Postby mattheus » 16 Aug 2019, 8:35am

Pete Owens wrote:
mattheus wrote:
Pete Owens wrote:Now I am a leftie. I am happy to see us contribute taxes to provide facilities for the general good of society. It is good that people who cannot afford the necessities of life are provided for - ie free health and education from the general purse, I would like to see greater funding for social housing, social care, social infrastructure - parks, libraries. So I am far from a market fundamentalist, but even I draw the line at socialism for motorists. Privatise the roads - if there is genuine demand then leave the supply to the market. Let the state concentrate on modes of transport accessible to all rather than just those with the means and ability to own and drive a car.


Pete,
I have to disagree with your logic here - because I don't think it makes sense to treat motoring in a "free market" manner. Cars-n-roads have too many effects on those trying to avoid them - the space they take up, the pollution, the deaths they inflict. Plus all the subtle stuff.

Hardly an argument for state subsidy.

Certainly the state should be actively discouraging car use by taxing it to compensate for the external costs (eg pollution) imposed on society. We should regulate the safe design and operation - just as we do with private operators of other transport modes (indeed the conflict of interest in the state being both the provider and regulator of roads probably contributes to the reluctance to regulate properly due to the cost implications).

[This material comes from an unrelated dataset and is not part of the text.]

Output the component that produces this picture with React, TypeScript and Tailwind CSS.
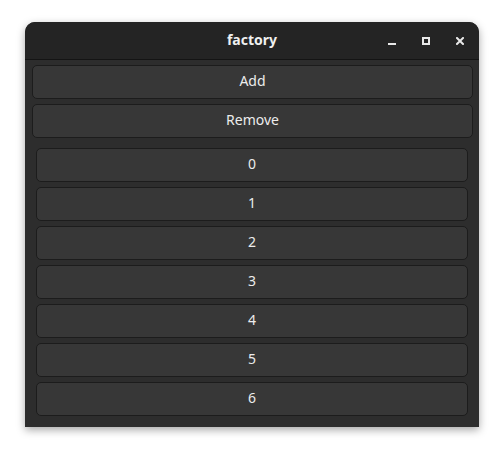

However, when it comes to the efficient allocation of resources - eg your example of the space vehicles take up- then even a lefty such as myself recognises the effectiveness of market mechanisms. Congestion is simply an imbalance of supply and demand - and this should be dealt with through the price mechanism. If more people turn up wanting to use your road then you can handle then put the price up - those that don't value the use of that road space at that time of day will not pay thus removing the congestion for those that do. If a lot of people do still choose to pay higher prices then this is a measure of genuine demand - and thus possibly making it worthwhile to expand the capacity.


OK, I see where you're coming from now. Does kinda make sense.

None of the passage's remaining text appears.